A modern classic
All Today's Yesterdays - July 1 down the years
The end of a momentous Lord's Test. England looked set to go 2-0 down to West Indies when they were 160 for 8, chasing 188. But Dominic Cork, who had already taken match figures of 7 for 52 on his return, had other ideas: he smacked Franklyn Rose for six and after some unbearable tension as England limped towards their target, cut the winning four. It was the purest catharsis. The third day alone would have made this a classic, but the second was extraordinary. For the first time in Test history, a part of all four innings took place on one day. Throughout a famous Friday, a wicket fell every 22 balls. After England trailed by 133 on first innings, Darren Gough took a sensational catch to dismiss Sherwin Campbell, and in the blink of an eye West Indies were 54 all out. Only Ridley Jacobs reached double figures, and he was dropped on 0. Then England squeezed home, but spare a thought for Curtly Ambrose. In the second innings he beat the bat almost at will, but ended with figures of 22-11-22-1.
When England threw in the kids. At Trent Bridge, two-nil down to Australia, and having lost seven Tests in a row, the selectors decided enough was enough. Out went Messrs.

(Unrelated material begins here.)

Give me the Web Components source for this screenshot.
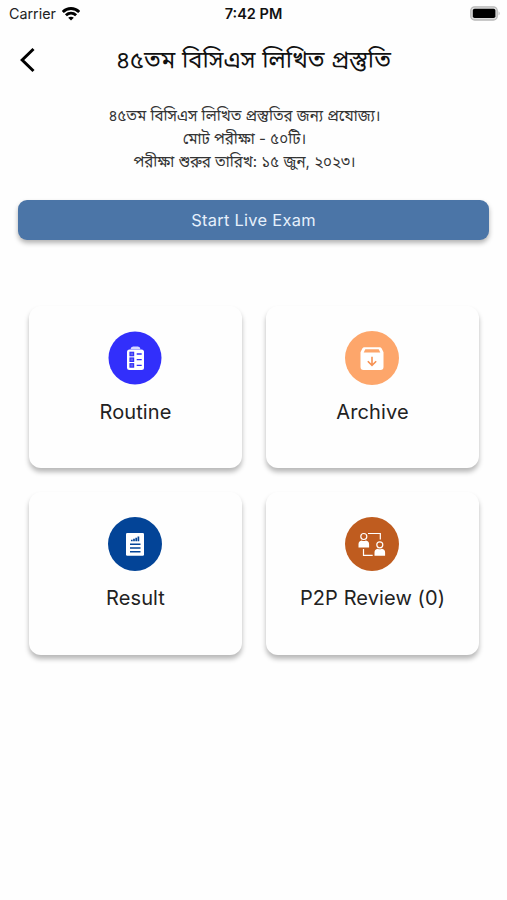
<!DOCTYPE html>
<html lang="bn">
<head>
<meta charset="utf-8">
<title>৪৫তম বিসিএস লিখিত প্রস্তুতি</title>
<style>
  html, body {
    margin: 0;
    background: #fefefe;
  }
</style>
</head>
<body>
<exam-page></exam-page>

<script>
const define = (name, html, setup) => {
  const template = document.createElement('template');
  template.innerHTML = html;

  customElements.define(name, class extends HTMLElement {
    constructor() {
      super();
      this.attachShadow({ mode: 'open' });
      this.shadowRoot.appendChild(template.content.cloneNode(true));
    }

    connectedCallback() {
      if (setup) setup(this);
    }
  });
};

define('status-bar', `
<style>
  :host {
    display: grid;
    grid-template-columns: 1fr auto 1fr;
    align-items: center;
    height: 27px;
    padding: 0 6px 0 9px;
    font: 14.3px/20px Inter, sans-serif;
    color: #222;
  }
  .carrier {
    display: flex;
    align-items: center;
    gap: 6px;
  }
  .time {
    margin-right: 3px;
    font-weight: 600;
    font-size: 14.5px;
    color: #111;
  }
  .battery {
    justify-self: end;
  }
  svg {
    display: block;
  }
</style>
<div class="carrier">
  <span>Carrier</span>
  <svg width="18" height="14" viewBox="0 0 18 14" fill="none" stroke="#000" stroke-width="2.9">
    <path d="M.8 5C5.4.4 12.600.4 17.200 5"/>
    <path d="M3.9 8.3c3-2.8 7.200-2.8 10.200 0"/>
    <path d="M9 13.600 6.200 10.800c1.500-1.500 4.100-1.500 5.600 0z" fill="#000" stroke="none"/>
  </svg>
</div>
<span class="time">7:42 PM</span>
<svg class="battery" width="31" height="15" viewBox="0 0 31 15">
  <rect x=".8" y=".8" width="26.400" height="13.200" rx="3.800" fill="#ddd" stroke="#b8b8b8" stroke-width="1.300"/>
  <rect x="2.800" y="2.700" width="22.600" height="9.400" rx="1.800"/>
  <path d="M28.600 5.200q2 2.200 0 4.400z" fill="#b3b3b3"/>
</svg>
`);

define('nav-bar', `
<style>
  :host {
    display: grid;
    grid-template-columns: 50px 1fr 50px;
    align-items: center;
    height: 65px;
    font: 23.7px/34px Inter, "Noto Sans Bengali", sans-serif;
    color: #111;
  }
  svg {
    display: block;
    margin-left: 19px;
  }
  .title {
    text-align: center;
    white-space: nowrap;
  }
</style>
<svg width="18" height="26" viewBox="0 0 18 26" fill="none" stroke="#000" stroke-width="3">
  <path d="M14.500 2 3.200 13l11.300 11"/>
</svg>
<span class="title"><slot></slot></span>
`);

define('live-button', `
<style>
  :host {
    display: flex;
    align-items: center;
    justify-content: center;
    height: 40px;
    border-radius: 9px;
    background: #4b75a7;
    box-shadow: 0 3px 5px rgba(0, 0, 0, .3);
    font: 16.4px/20px Inter, sans-serif;
    letter-spacing: .3px;
    color: #e6f0fc;
  }
</style>
<slot></slot>
`);

define('menu-card', `
<style>
  :host {
    display: flex;
    flex-direction: column;
    align-items: center;
    box-sizing: border-box;
    height: 162.5px;
    padding-top: 25px;
    border-radius: 12px;
    background: #fefefe;
    box-shadow: 0 4px 5px rgba(0, 0, 0, .28);
    font: 20px/26px Inter, sans-serif;
    letter-spacing: .1px;
    color: #222;
  }
  .label {
    margin-top: 14px;
    white-space: nowrap;
  }
  ::slotted(svg) {
    display: block;
    width: 54px;
    height: 54px;
    margin-right: 1px;
  }
</style>
<slot name="icon"></slot>
<span class="label"></span>
`, el => {
  el.shadowRoot.querySelector('.label').textContent = el.getAttribute('label');
});

define('exam-page', `
<style>
  :host {
    display: flex;
    flex-direction: column;
    height: 900px;
    overflow: hidden;
  }
  .info {
    margin-top: 12px;
    padding-right: 18px;
    text-align: center;
    font: 15.1px/23px Inter, "Noto Sans Bengali", sans-serif;
    color: #333;
  }
  .info div {
    white-space: nowrap;
  }
  live-button {
    margin: 27px 18px 0;
  }
  .grid {
    display: grid;
    grid-template-columns: 1fr 1fr;
    gap: 24px;
    margin: 65.5px 28px 0 29px;
  }
</style>
<status-bar></status-bar>
<nav-bar>৪৫তম বিসিএস লিখিত প্রস্তুতি</nav-bar>
<div class="info">
  <div>৪৫তম বিসিএস লিখিত প্রস্তুতির জন্য প্রযোজ্য।</div>
  <div>মোট পরীক্ষা - ৫০টি।</div>
  <div>পরীক্ষা শুরুর তারিখ: ১৫ জুন, ২০২৩।</div>
</div>
<live-button>Start Live Exam</live-button>
<div class="grid">
  <menu-card label="Routine">
    <svg slot="icon" viewBox="0 0 54 54">
      <circle cx="27" cy="27" r="26.500" fill="#322ffb"/>
      <path d="M22.500 18.200q.3-2.600 2.600-2.600h4.800q2.300 0 2.600 2.600z" fill="#d8d8ff"/>
      <rect x="19" y="18.500" width="17" height="20.500" rx="2.500" fill="#fff"/>
      <g fill="#6765ee" stroke="#322ffb" stroke-width="1.200">
        <rect x="22" y="21.300" width="3.600" height="3.400"/>
        <rect x="22" y="27" width="3.600" height="3.400"/>
        <rect x="22" y="32.700" width="3.600" height="3.400"/>
      </g>
      <path d="M28.700 23h5M28.700 28.700h5M28.700 34.400h5" stroke="#322ffb" stroke-width="1.300"/>
    </svg>
  </menu-card>
  <menu-card label="Archive">
    <svg slot="icon" viewBox="0 0 54 54">
      <circle cx="27" cy="27" r="27" fill="#fda66b"/>
      <path d="M19.500 16.200h15q1.500 0 2.200 1.400l1.800 3.600V36q0 3-3 3h-17q-3 0-3-3V21.200l1.800-3.600q.7-1.400 2.200-1.400z" fill="#fff"/>
      <path d="M20.300 18.200h13.400l1.600 3.200H18.700z" fill="#fda66b"/>
      <path d="M27 25.800v8.200M22.800 30.200 27 34.300l4.200-4.100" fill="none" stroke="#f69254" stroke-width="1.600"/>
    </svg>
  </menu-card>
  <menu-card label="Result">
    <svg slot="icon" viewBox="0 0 54 54">
      <circle cx="27" cy="27" r="27" fill="#034497"/>
      <rect x="18" y="16" width="18" height="22.700" rx="1.300" fill="#fff"/>
      <path d="M23.800 24.300v-1.500M26 24.300v-2.500M28.200 24.300v-3.500M30.400 24.300v-4.800" stroke="#034497" stroke-width="1.700"/>
      <path d="M22 27.200h10.500M22 31h10.500M22 34.800h10.500" stroke="#034497" stroke-width="1.500"/>
    </svg>
  </menu-card>
  <menu-card label="P2P Review (0)">
    <svg slot="icon" viewBox="0 0 54 54">
      <circle cx="27" cy="27" r="27" fill="#bf5c1f"/>
      <g fill="none" stroke="#fff" stroke-width="1.200">
        <circle cx="18.800" cy="19.500" r="3"/>
        <circle cx="34.800" cy="27.800" r="3"/>
        <path d="M23 16.500h12.300v6M18.500 32v6.300h9.200"/>
      </g>
      <path d="M13.500 30.500v-3.300q0-3.200 3.200-3.700 2 1 4.200 0 3.200.5 3.200 3.700v3.300z" fill="#fff"/>
      <path d="M29.500 38.800v-3.300q0-3.200 3.200-3.700 2 1 4.200 0 3.200.5 3.200 3.700v3.300z" fill="#fff"/>
    </svg>
  </menu-card>
</div>
`);
</script>
</body>
</html>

Tufnell, Lewis, Foster, Hick and Gatting, and in came Mark Lathwell (age 21), Graham Thorpe (23), Mark Ilott (22) and Martin McCague (24) for their debuts, as well as Nasser Hussain (25) after a three-year absence. And Andy Caddick and Peter Such were playing only their third Tests. But as Alan Hansen would tell you, you never win anything with kids. And as he might have said, you don't bowl Australia out twice on a flat track with an attack of McCague, Ilott, Caddick and Such. England didn't, even though they had the better of the match. Thorpe became the first English debutant for 20 years to make a hundred, and McCague, backed by a raucous crowd and fired up by Australian papers describing him as "the rat who joined the sinking ship", worked the Aussies over in a hostile first-innings spell.

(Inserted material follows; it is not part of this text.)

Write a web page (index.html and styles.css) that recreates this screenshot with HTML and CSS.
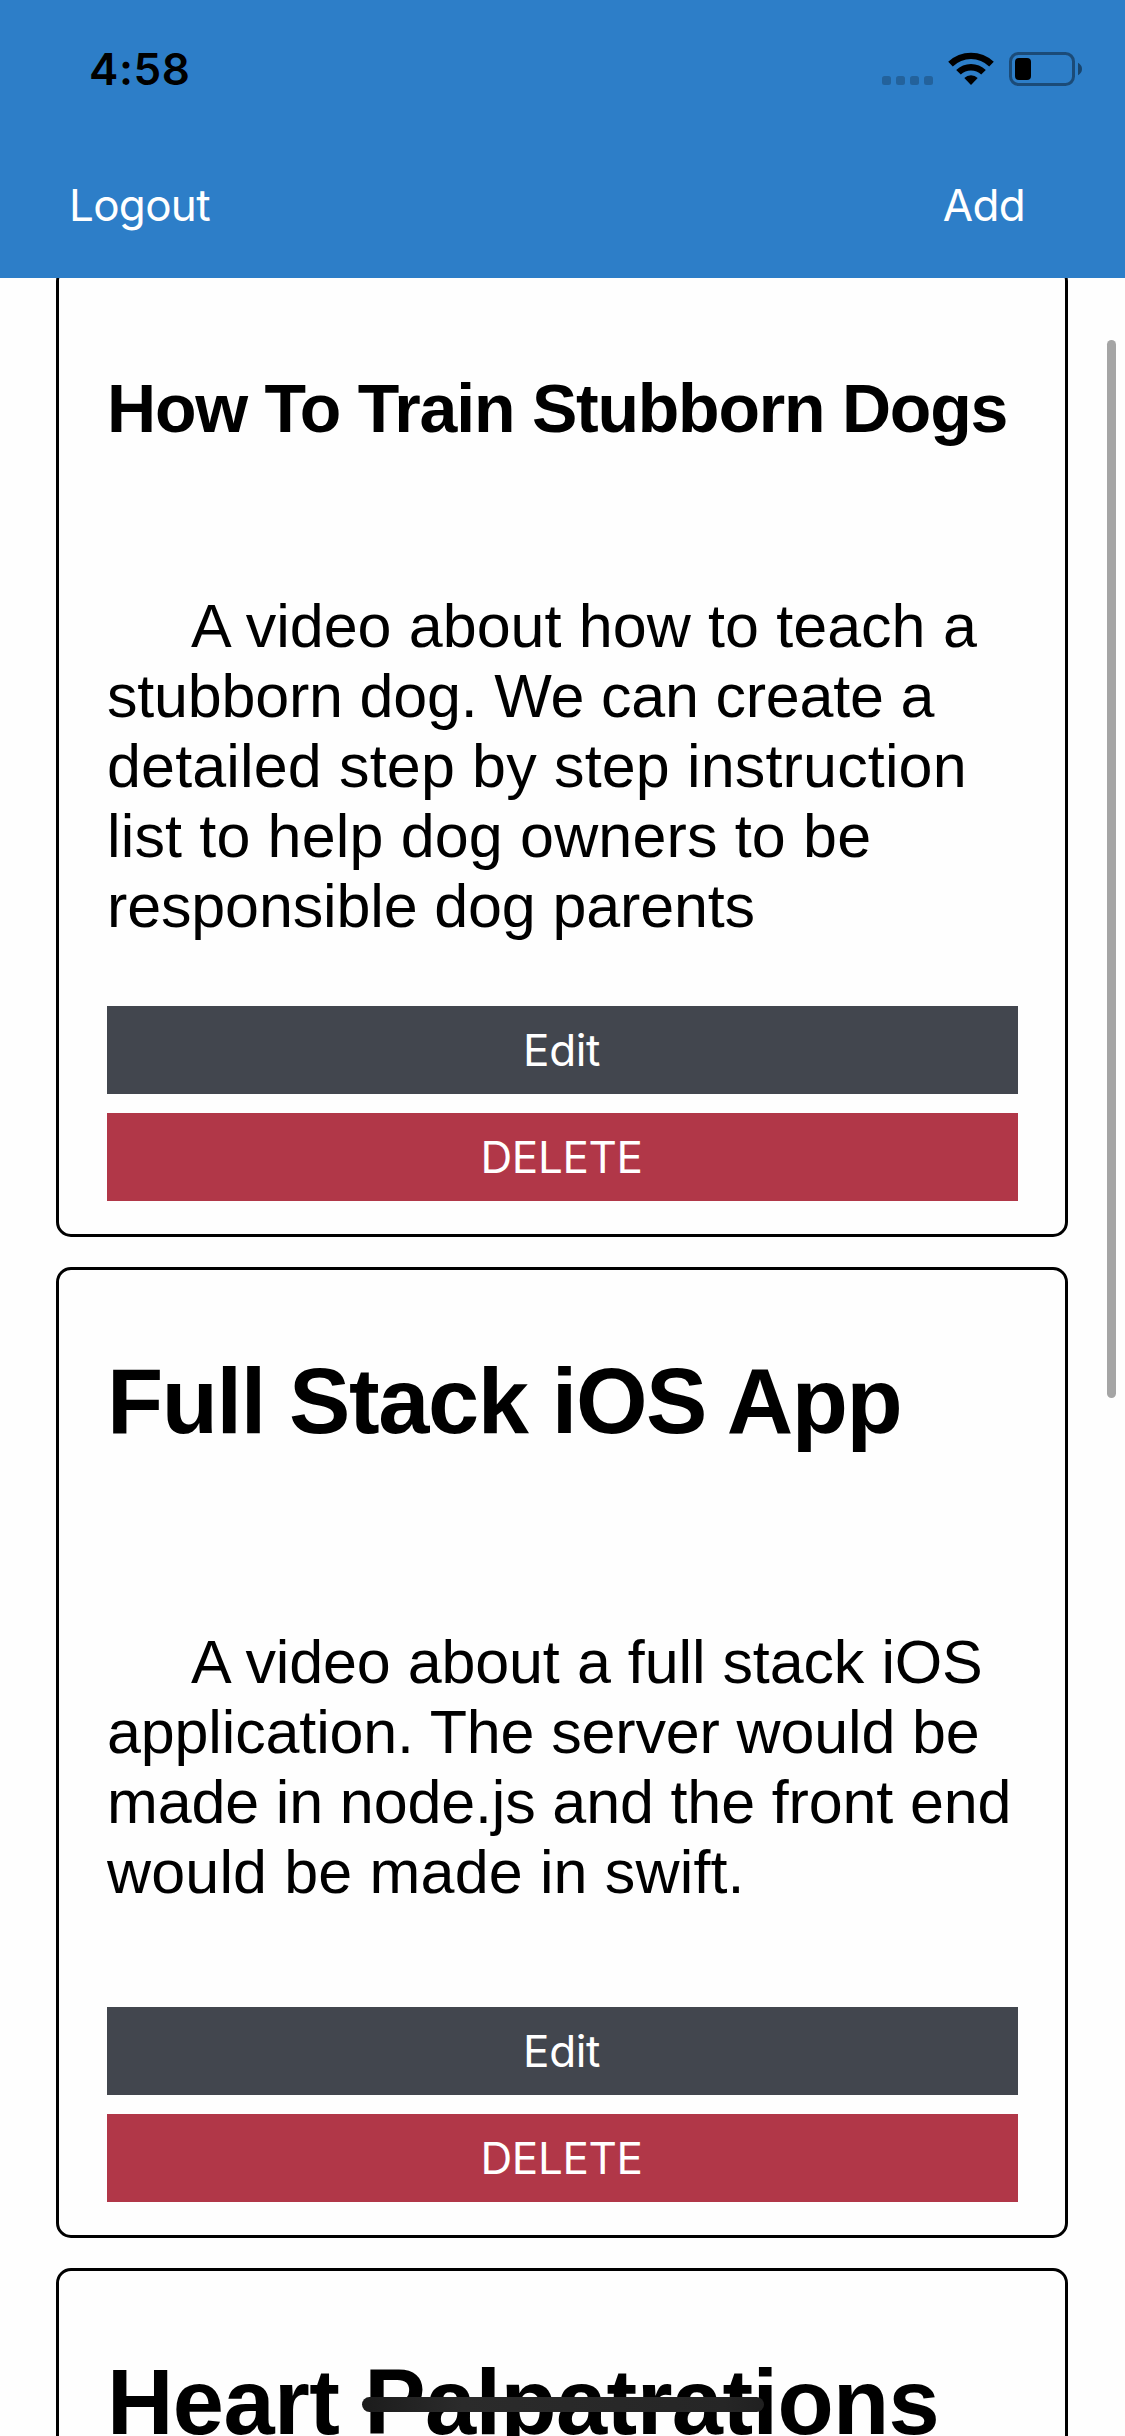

A journeyman's day in the sun. In a tour match against India at Southampton, Hampshire's Kevan James took four wickets in four balls - and then scored a century. He is still the only man to do so in a first-class match. Better still, the four wickets came after India had stormed to 207 for 1. It took what James described as "a rubbish ball" to get things started. Vikram Rathour missed it and was stumped down the leg side. Next was Sachin Tendulkar, taken at short leg. Then Rahul Dravid was lbw and, not content with a hat-trick, James had Sanjay Manjrekar caught chasing a wide one. It was a brief, delirious interlude in India's relentless run-gathering: Sourav Ganguly and Anil Kumble then added 155 for the sixth wicket.
The day Darren Gough bustled into Test cricket. He'd been a spectator on the first day of England's third Test against New Zealand at Old Trafford, but on the second Gough puffed out his chest and immediately had a huge impact. At first it was with the bat. Coming to the crease after England had crawled to 235 for 7, Gough cracked 10 fours in a quickfire 65 and injected some life in the match in the process. Wisden Cricket Monthly said that "Gough carried on as if he played in these matches every Saturday afternoon." Then came his day job. Mark Greatbatch was bounced out fifth-ball, and soon after Stephen Fleming was caught behind. Gough ended with first-innings figures of 4 for 47, and a star was born.
Aged just 16 years 352 days, Khalid Hassan made his Test debut for Pakistan against England at Trent Bridge. At the time Hassan was the youngest Test cricketer, but he has since been left behind by a series of younger men. Hassan does have one (unwanted) record: as a one-cap wonder, his last day of Test cricket came at the tender age of 16 years 356 days.